An EU official said on Friday there were no formal talks on a bailout — despite rumours to the contrary — but there was the possibility of informal discussions in some EU capitals [ID:nLDE60S1YB]
The International Monetary Fund has said it does not expect any aid requests from Greece, making clear it believes euro zone bodies should be able to handle any calls for help.
— Comments from EU policymakers, Germany and France, however obtuse, may offer the best clues to thinking on a bailout. Currently, they rule it out [ID:nLDE60R2R7].
— Market reaction. Any EU support for Greece would support Greek assets but could undermine German bunds [ID:nLDE605O06]
— A shift in EU or IMF comments suggesting an IMF deal might be becoming an alternative to an EU bailout.
Opinion polls show the public is willing to pay a price to overcome the crisis, but the country’s most influential think-tank has warned of social unrest unless the recently elected left wing PASOK government acts quickly.
Papandreou’s cost-cutting plan faces opposition both within his party and labour unions. While he may convince them to accept some mild reforms, deep cuts in the public wage bill and pensions would prove hard to swallow.

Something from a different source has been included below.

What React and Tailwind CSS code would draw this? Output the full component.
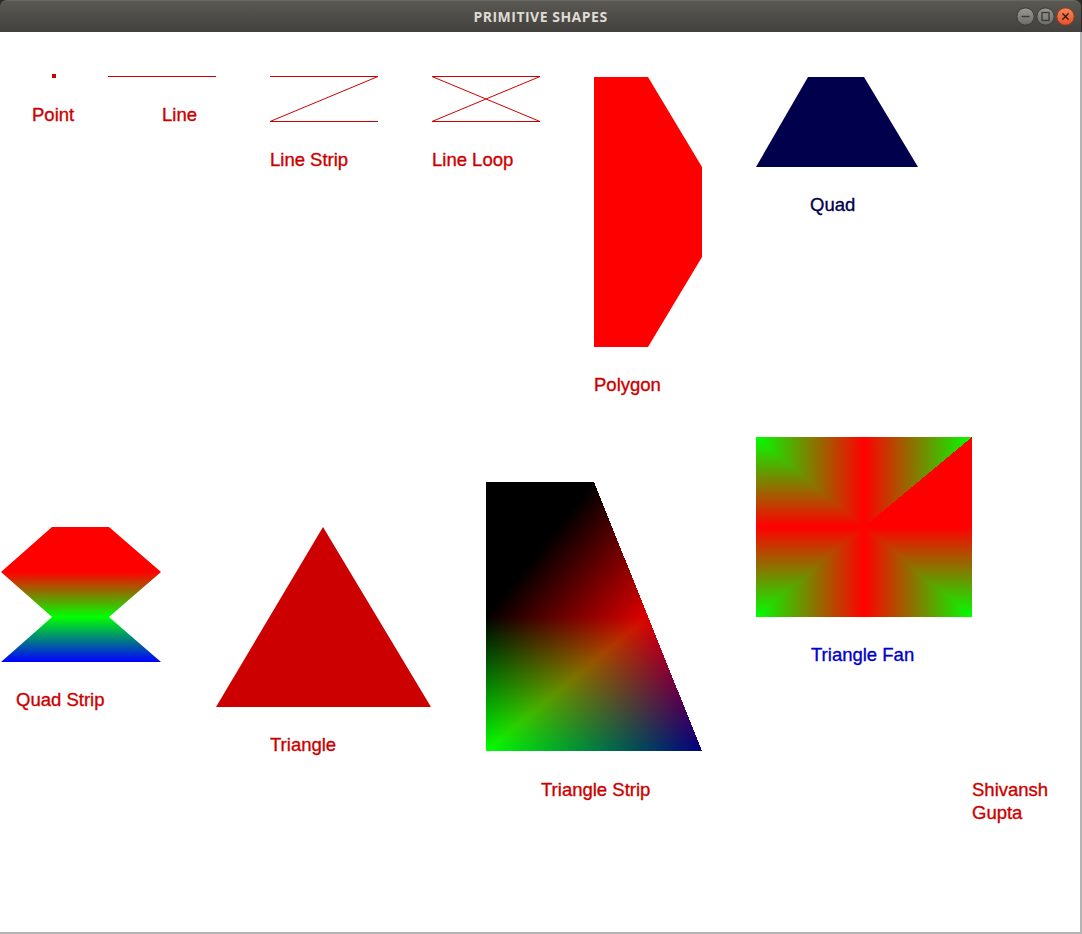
import React from "react";

const RED = "#ff0000";
const GREEN = "#00ff00";
const BLUE = "#0000ff";
const BLACK = "#000000";

function foot(p, a, b) {
  const dx = b[0] - a[0];
  const dy = b[1] - a[1];
  const t = ((p[0] - a[0]) * dx + (p[1] - a[1]) * dy) / (dx * dx + dy * dy);
  return [a[0] + t * dx, a[1] + t * dy];
}

const pts = (arr) => arr.map((p) => p.join(",")).join(" ");

// Triangle where one vertex v has colour cv and the other two share colour co
function Tri2({ id, v, a, b, cv, co }) {
  const f = foot(v, a, b);
  return (
    <g>
      <defs>
        <linearGradient id={id} gradientUnits="userSpaceOnUse" x1={v[0]} y1={v[1]} x2={f[0]} y2={f[1]}>
          <stop offset="0" stopColor={cv} />
          <stop offset="1" stopColor={co} />
        </linearGradient>
      </defs>
      <polygon points={pts([v, a, b])} fill={`url(#${id})`} shapeRendering="crispEdges" />
    </g>
  );
}

// Triangle with vertex colours on disjoint channels (additive via screen on black)
function Tri3({ id, p, c }) {
  return (
    <g style={{ isolation: "isolate" }}>
      <defs>
        {p.map((v, i) => {
          const a = p[(i + 1) % 3];
          const b = p[(i + 2) % 3];
          const f = foot(v, a, b);
          return (
            <linearGradient key={i} id={`${id}-${i}`} gradientUnits="userSpaceOnUse" x1={v[0]} y1={v[1]} x2={f[0]} y2={f[1]}>
              <stop offset="0" stopColor={c[i]} />
              <stop offset="1" stopColor={BLACK} />
            </linearGradient>
          );
        })}
      </defs>
      <polygon points={pts(p)} fill={BLACK} shapeRendering="crispEdges" />
      {p.map((v, i) =>
        c[i] === BLACK ? null : (
          <polygon
            key={i}
            points={pts(p)}
            fill={`url(#${id}-${i})`}
            shapeRendering="crispEdges"
            style={{ mixBlendMode: "screen" }}
          />
        )
      )}
    </g>
  );
}

function Label({ children, left, top, className = "text-[#cc0000]" }) {
  return (
    <span
      className={`absolute text-[18.5px] leading-[18px] whitespace-nowrap [-webkit-text-stroke:0.35px_currentColor] ${className}`}
      style={{ left, top, fontFamily: '"Liberation Sans", Arial, sans-serif' }}
    >
      {children}
    </span>
  );
}

function Canvas() {
  const C = [864, 527];
  const TM = [864, 437];
  const TL = [756, 437];
  const LM = [756, 527];
  const BL = [756, 617];
  const BM = [864, 617];
  const BR = [972, 617];
  const RM = [972, 527];
  const TR = [972, 437];

  const sTL = [486, 482];
  const sTR = [594, 482];
  const sLM = [486, 616.5];
  const sM = [648, 616.5];
  const sBL = [486, 751];
  const sBR = [702, 751];
  const sRed = "#e00000";
  const sBlue = "#000080";

  return (
    <svg width="1080" height="900" viewBox="0 32 1080 900" className="block">
      <defs>
        <linearGradient id="qs" gradientUnits="userSpaceOnUse" x1="0" y1="527" x2="0" y2="662">
          <stop offset="0" stopColor={RED} />
          <stop offset="0.3333" stopColor={RED} />
          <stop offset="0.6667" stopColor={GREEN} />
          <stop offset="1" stopColor={BLUE} />
        </linearGradient>
      </defs>

      {/* Point */}
      <rect x="52" y="74" width="4" height="4" fill="#cc0000" />

      {/* Lines */}
      <g stroke="#cc0000" strokeWidth="1" fill="none">
        <line x1="108" y1="76.5" x2="216" y2="76.5" />
        <polyline points="270,76.5 378,76.5 270,121.5 378,121.5" />
        <polygon points="432,76.5 540,76.5 432,121.5 540,121.5" />
      </g>

      {/* Polygon */}
      <polygon points="594,77 648,77 702,167 702,257 648,347 594,347" fill={RED} />

      {/* Quad */}
      <polygon points="808,77 864,77 918,167 756,167" fill="#00004d" />

      {/* Quad strip */}
      <polygon points="52,527 109,527 161,572 109,617 161,662 1,662 52,617 1,572" fill="url(#qs)" />

      {/* Triangle */}
      <polygon points="323,527 216,707 431,707" fill="#cc0000" />

      {/* Triangle strip: TL, TR, LM, M, BL, BR */}
      <polygon points={pts([sTL, sTR, sLM])} fill={BLACK} shapeRendering="crispEdges" />
      <Tri2 id="ts2" v={sM} a={sTR} b={sLM} cv={sRed} co={BLACK} />
      <Tri3 id="ts3" p={[sLM, sM, sBL]} c={[BLACK, sRed, GREEN]} />
      <Tri3 id="ts4" p={[sM, sBL, sBR]} c={[sRed, GREEN, sBlue]} />

      {/* Triangle fan */}
      <Tri2 id="f1" v={TL} a={C} b={TM} cv={GREEN} co={RED} />
      <Tri2 id="f2" v={TL} a={C} b={LM} cv={GREEN} co={RED} />
      <Tri2 id="f3" v={BL} a={C} b={LM} cv={GREEN} co={RED} />
      <Tri2 id="f4" v={BL} a={C} b={BM} cv={GREEN} co={RED} />
      <Tri2 id="f5" v={BR} a={C} b={BM} cv={GREEN} co={RED} />
      <Tri2 id="f6" v={BR} a={C} b={RM} cv={GREEN} co={RED} />
      <polygon points={pts([C, RM, TR])} fill={RED} shapeRendering="crispEdges" />
      <Tri2 id="f8" v={TR} a={C} b={TM} cv={GREEN} co={RED} />
    </svg>
  );
}

function WinButton({ kind }) {
  const close = kind === "close";
  return (
    <svg width="19" height="19" viewBox="0 0 19 19">
      <defs>
        <linearGradient id={`wb-${kind}`} x1="0" y1="0" x2="0" y2="1">
          <stop offset="0" stopColor={close ? "#f7885a" : "#9a9994"} />
          <stop offset="1" stopColor={close ? "#e5512a" : "#6c6b67"} />
        </linearGradient>
      </defs>
      <circle cx="9.5" cy="9.5" r="8.6" fill={`url(#wb-${kind})`} stroke={close ? "#a8391a" : "#3a3935"} strokeWidth="0.9" />
      {kind === "min" && <line x1="5.5" y1="9.5" x2="13.5" y2="9.5" stroke="#3b3a36" strokeWidth="1.4" />}
      {kind === "max" && <rect x="6" y="5.5" width="7" height="8" fill="none" stroke="#3b3a36" strokeWidth="1.3" />}
      {close && (
        <g stroke="#3c1a10" strokeWidth="1.4" strokeLinecap="round">
          <line x1="6.8" y1="6.8" x2="12.2" y2="12.2" />
          <line x1="12.2" y1="6.8" x2="6.8" y2="12.2" />
        </g>
      )}
    </svg>
  );
}

export default function App() {
  return (
    <div className="w-[1082px] h-[934px] bg-[#2c2c2a] overflow-hidden">
      <div className="w-[1082px] flex flex-col">
        <div className="h-[32px] w-[1081px] rounded-t-[7px] bg-gradient-to-b from-[#5a5853] to-[#42413d] border-t border-[#6a6863] flex items-center relative">
          <div
            className="flex-1 text-center text-[14px] font-bold text-[#dfdbd2] tracking-[0.5px]"
            style={{ fontFamily: '"Open Sans", "DejaVu Sans", sans-serif' }}
          >
            PRIMITIVE SHAPES
          </div>
          <div className="absolute right-[6px] top-[6px] flex gap-[1px]">
            <WinButton kind="min" />
            <WinButton kind="max" />
            <WinButton kind="close" />
          </div>
        </div>
        <div className="w-[1082px] h-[902px] bg-white border-r-2 border-b-2 border-[#b4b4b4] relative">
          <Canvas />
          <Label left={32} top={74}>Point</Label>
          <Label left={162} top={74}>Line</Label>
          <Label left={270} top={119}>Line Strip</Label>
          <Label left={432} top={119}>Line Loop</Label>
          <Label left={594} top={344}>Polygon</Label>
          <Label left={810} top={164} className="text-[#00004d]">Quad</Label>
          <Label left={16} top={659}>Quad Strip</Label>
          <Label left={270} top={704}>Triangle</Label>
          <Label left={541} top={749}>Triangle Strip</Label>
          <Label left={811} top={614} className="text-[#0000cc]">Triangle Fan</Label>
          <Label left={972} top={749}>Shivansh</Label>
          <Label left={972} top={772}>Gupta</Label>
        </div>
      </div>
    </div>
  );
}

The two biggest public and private sector unions have already announced 24-hour strikes this month against an austerity plan which will mean a 3 percent salary reduction for civil servants and tax hikes for most Greeks.
Farmers have also been protesting, blocking roads and border crossing to EU fellow member Bulgaria to demand subsidies.
This comes against a backdrop of discontent among leftist and anarchist groups who last year triggered Greece’s worst riots in decades.
— Renewed street unrest would unsettle markets, particularly if they feared reforms would be watered down as a result [ID:nLDE60J1V0].
— Any suggestions internal splits, most likely around the currently marginalised socialist old guard, might imperil Papandreou’s government would also worry investors.